Aslında anlatımınızda çok güçlü bir iç gözlem var. Yaşadığınız olaylara karşı ne kadar farkındalıklı olduğunuz; hem kendinizi hem de çevrenizdekileri analiz etme çabanız çok belirgin. Ama görünen o ki, bu farkındalık hali zamanla sizi içsel bir yalnızlığa da sürüklemiş. Çünkü ne kadar analiz etseniz de, duygusal ihtiyaçlarınıza gerçek anlamda temas eden ilişkiler kuramamışsınız. Bu da “Ben neyim, ne veriyorum ve neden karşılığını bulamıyorum?” sorularıyla sizi baş başa bırakmış.
Partnerle olan ilişkide yaşadığınız güven kırılması, aslında sadece o kişiye dair değil, daha geniş bir düzlemde güven duygunuzun zedelenmesine neden olmuş. Duygusal bağlanmanın olduğu yerde, eş zamanlı olarak duygusal ihmal ya da çifte standart yaşandığında kişi sadece ilişkiden değil, kendinden de şüphe duymaya başlar. “Ben fazla mı geldim?”, “Ben mi yanlış yaptım?” gibi sorular, bir tür içe dönen suçlayıcı anlatıya dönüşebilir. Oysa burada siz, ilişkinin sorumluluğunu tek başına üstlenmeye çalışmışsınız. Bu da zamanla yetersizlik, değersizlik ve tükenmişlik hislerine zemin hazırlamış olabilir.
Arkadaş çevresinden gelen tepkiler, duygusal olarak açıldığınız kişilerin sizi yüzeysel ya da yargılayıcı biçimde değerlendirmesi, sosyal anlamda da güven zeminini sarsmış gibi duruyor. Bu durum, ilişkilerde sınırlar konusuna dair bazı başlıkları gündeme getiriyor olabilir. Belki de uzun süredir kendi duygusal emeğinizi, sınırlarınızı zorlayarak başkalarına taşıyorsunuz. Karşılığını alamamaksa hem öfke hem de hayal kırıklığı yaratmış.
Duygusal izolasyonunuzu bir savunma olarak anlamak mümkün. Bu tarz çekilme durumları çoğu zaman bilinçli olmaktan çok koruyucu bir mekanizmadır. Aşırı uyarılmaya, hayal kırıklığına ve güvensizliğe karşı bedenin ve ruhun “bir süre uzaklaşma” kararıdır bu. Bu noktada şunu söylemek önemli: İçine çekilmek her zaman bir kopuş değil; bazen yeniden yapılandırmanın ön koşuludur.

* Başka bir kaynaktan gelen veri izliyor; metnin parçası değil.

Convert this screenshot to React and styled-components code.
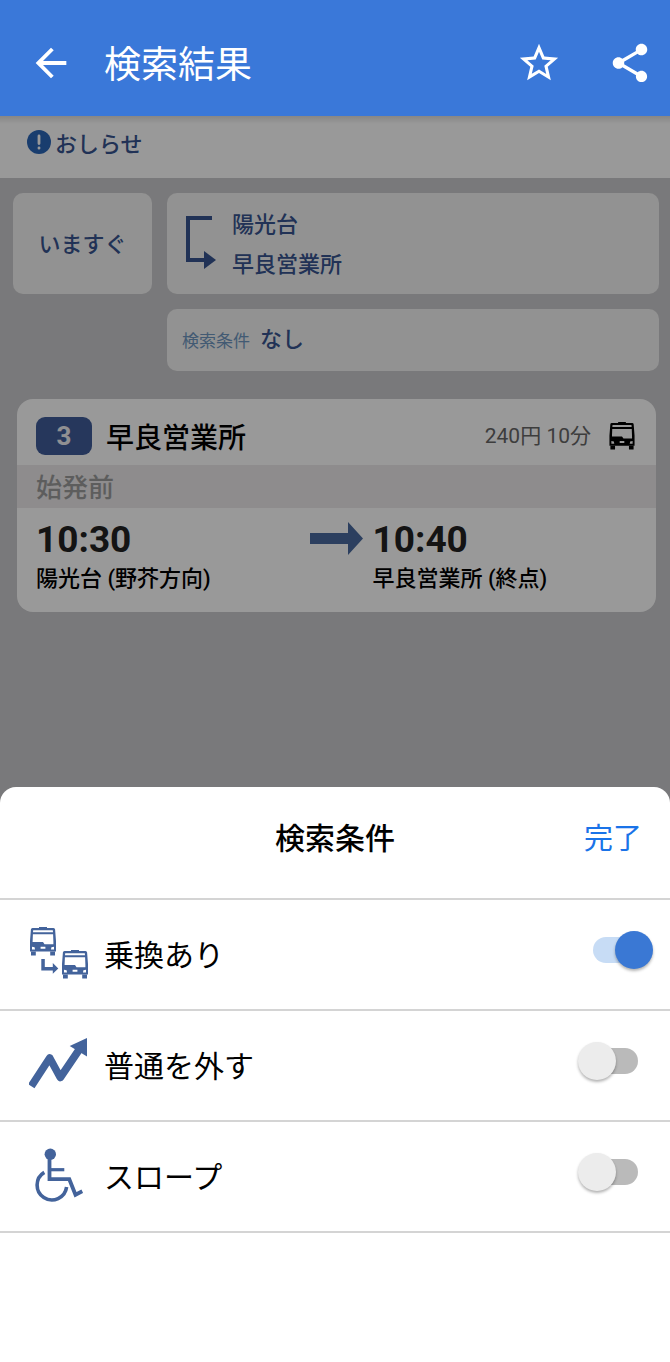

Şu an bulunduğunuz yer, sancılı ama aynı zamanda iç görüye açık bir süreç. Belki de yeniden “güvenilebilir ilişki” tanımınızı şekillendirdiğiniz bir evredesiniz. “Kime, ne kadar, nasıl açılmalıyım?” sorusu, bu noktada temel bir yer tutabilir. Ayrıca duygusal emeğinizi yönlendirdiğiniz kişileri seçerken kendi ihtiyaçlarınızı da göz önünde bulundurmanız, ileride sizi daha koruyucu sınırlar içinde tutacaktır.
Son olarak, bu süreçte hissettiklerinizin anormal ya da ‘fazla’ olmadığını bilmenizi isterim. Hatta bu kadar derin hissetmek, yaşadıklarınızı anlamaya çalışmak, empatiyle hareket etmek sizin duygusal kapasitenizin ve içsel gücünüzün bir göstergesi. Şu anda içsel olarak yorgun hissediyor olmanız, iyileşme sürecinizin bir parçası. Duygularınızı bastırmak değil, onları tanıyıp onlara alan açmak, ileride çok daha sağlam ilişkiler kurabilmenin temelidir.